Pour venir à la conclusion de la besogne dont je démène le traité, conseillé fut et avisé que on se délivreroit de chevaucher et aller devers le roi, lequel ils nommoient en Londres et ailleurs, sans nul titre d’honneur, Richard de Bordeaux ; et l’avoient les vilains Londriens godaillers[3] accueilli en si grand’haine, que à peine pouvoient ou vouloient parler de lui, fors à sa condamnation et destruction. Et jà avoient les Londriens traité devers le comte Derby qu’il seroit leur seigneur et roi et s’ordonneroit de tous points par leur conseil. Et à celle alliance et ordonnance faire, le comte Derby mit en terme qu’il emprendroit le faix et gouvernement du royaume à demourer perpétuellement et à toujours, lui et son hoir. Et ainsi les Londriens lui jurèrent, escripvirent et scellèrent ; et lui promirent faire jurer et sceller tout le demeurant du royaume d’Angleterre si solennellement et acertes que jamais n’en seroit question ; et demeureroient toujours de-lez lui ; et lui aideroient à mettre tous ses faits sus.

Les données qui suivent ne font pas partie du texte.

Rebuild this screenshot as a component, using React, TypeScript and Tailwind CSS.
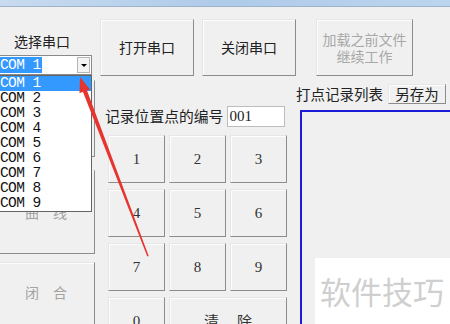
import React from 'react'

const cjk = "font-['Noto_Sans_CJK_SC',sans-serif]"
const serif = "font-['Liberation_Serif','Noto_Sans_CJK_SC',serif]"
const mono = "font-['Liberation_Mono',monospace]"

const btn =
  'flex items-center justify-center bg-[#f0f0f0] border border-t-[#e6e6e6] border-l-[#e6e6e6] border-r-[#8c8c8c] border-b-[#8c8c8c] shadow-[inset_1px_1px_0_#fdfdfd]'

const ports = ['COM 1', 'COM 2', 'COM 3', 'COM 4', 'COM 5', 'COM 6', 'COM 7', 'COM 8', 'COM 9']

function Key({ label, wide }: { label: string; wide?: boolean }) {
  return (
    <div className={`${btn} h-[48px] ${wide ? 'col-span-2' : ''}`}>
      <span className={`${wide ? cjk : serif} text-[15px] text-[#333] ${wide ? 'tracking-[18px] pl-[18px]' : ''}`}>{label}</span>
    </div>
  )
}

export default function App() {
  return (
    <div className={`relative w-[450px] h-[324px] overflow-hidden bg-[#f0f0f0] ${cjk}`}>
      {/* title bar edge */}
      <div className="h-[7px] bg-gradient-to-r from-[#c8dbef] via-[#aecbea] to-[#bcd5ee] border-b border-[#9fb3c8]" />

      <div className="flex">
        {/* left column */}
        <div className="w-[96px] shrink-0">
          <div className="mt-[24px] h-[20px] w-[84px] text-center text-[14px] leading-[20px] text-[#222]">选择串口</div>
          <div className="mt-[4px] ml-[-1px] flex h-[20px] w-[93px] items-center border border-[#8a8a8a] bg-white">
            <span className={`${mono} bg-[#3399ff] pr-[1px] text-[14.5px] tracking-[-0.6px] leading-[16px] text-white`}>COM 1</span>
            <div className="ml-auto mr-[1px] flex h-[16px] w-[13px] items-center justify-center border border-[#b5b5b5] bg-[#f4f4f4]">
              <div className="h-0 w-0 border-x-[3px] border-t-[3px] border-x-transparent border-t-black" />
            </div>
          </div>
          <div className={`${btn} ml-[-3px] mt-[5px] h-[77px] w-[98px]`} />
          <div className={`${btn} ml-[-3px] mt-[13px] h-[84px] w-[98px]`}>
            <span className="text-[14px] tracking-[14px] pl-[14px] text-[#a3a3a3]">曲线</span>
          </div>
          <div className={`${btn} ml-[-3px] mt-[8px] h-[80px] w-[98px] pb-[20px]`}>
            <span className="text-[14px] tracking-[14px] pl-[14px] text-[#a3a3a3]">闭合</span>
          </div>
        </div>

        {/* middle column */}
        <div className="ml-[4px] w-[196px] shrink-0">
          <div className="mt-[12px] flex gap-[8px]">
            <div className={`${btn} h-[57px] w-[95px]`}>
              <span className="text-[14px] text-[#222]">打开串口</span>
            </div>
            <div className={`${btn} h-[57px] w-[95px]`}>
              <span className="text-[14px] text-[#222]">关闭串口</span>
            </div>
          </div>
          <div className="mt-[30px] flex h-[21px] items-center pl-[5px]">
            <span className="text-[14.8px] text-[#222]">记录位置点的编号</span>
            <div className={`${serif} ml-[4px] flex h-[21px] w-[58px] items-center border border-[#bdbdbd] bg-white pl-[1px] text-[15px] text-[#222]`}>
              001
            </div>
          </div>
          <div className="ml-[8px] mt-[8px] grid w-[179px] grid-cols-3 gap-x-[4px] gap-y-[6px]">
            {['1', '2', '3', '4', '5', '6', '7', '8', '9'].map((k) => (
              <Key key={k} label={k} />
            ))}
            <Key label="0" />
            <Key label="清除" wide />
          </div>
        </div>

        {/* right column */}
        <div className="flex-1">
          <div className={`${btn} ml-[20px] mt-[12px] h-[57px] w-[97px] flex-col`}>
            <span className="text-[14px] leading-[17px] text-[#a8a8a8]">加载之前文件</span>
            <span className="text-[14px] leading-[17px] text-[#a8a8a8]">继续工作</span>
          </div>
          <div className="mt-[8px] flex h-[20px] items-center">
            <span className="text-[14.5px] text-[#222]">打点记录列表</span>
            <div className={`${btn} ml-[5px] h-[20px] w-[58px]`}>
              <span className="text-[14.5px] text-[#222]">另存为</span>
            </div>
          </div>
          <div className="ml-[4px] mt-[6px] h-[220px] w-[170px] border-2 border-[#1c1cd6] bg-[#f0f0f0]" />
        </div>
      </div>

      {/* open dropdown list */}
      <div className="absolute left-[-1px] top-[75px] w-[93px] border border-[#646464] bg-white">
        {ports.map((p, i) => (
          <div
            key={p}
            className={`${mono} h-[15px] text-[14.5px] tracking-[-0.6px] leading-[15px] ${i === 0 ? 'bg-[#3399ff] text-white' : 'text-[#111]'}`}
          >
            {p}
          </div>
        ))}
      </div>

      {/* red annotation arrow */}
      <svg className="pointer-events-none absolute left-0 top-0" width="450" height="324">
        <polygon
          points="80,77 90,89.5 87,90.5 148.7,256 147.3,256.5 83,92 79.5,93"
          fill="#e8342e"
        />
      </svg>

      {/* watermark */}
      <div className="absolute left-[315px] top-[258px] flex h-[66px] w-[135px] items-center bg-white pl-[5px]">
        <span className="text-[31px] leading-[40px] text-[#cfcfcf]">软件技巧</span>
      </div>
    </div>
  )
}
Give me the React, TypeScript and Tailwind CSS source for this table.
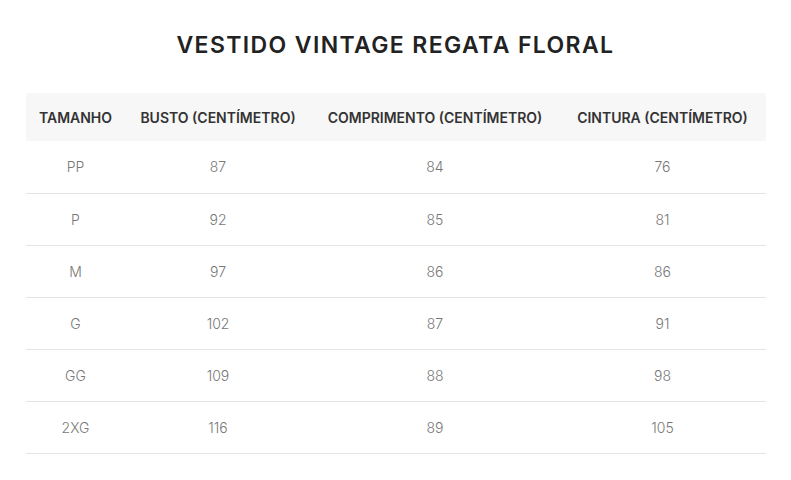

Les convenances et obligations prises, tant de l’une partie que de l’autre, et bien briévement, car on se vouloit délivrer, il fut ordonné que douze cents hommes de Londres, tous armés et montés à cheval, se départiroient avecques le comte Derby, et chevaucheroient vers Bristol avecques lui, et feroient tant que Richard de Bordeaux ils prendroient et amèneroient à Londres ; et là amené, on auroit avis quelle

  1. Ce dernier fit même promulguer une bulle du pape contre la conduite de Richard.
  2. Gilford.
  3. Le manuscrit 8323 retranche toujours les épithètes défavorables aux habitans de Londres, et se contente de dire ici : les Londriens.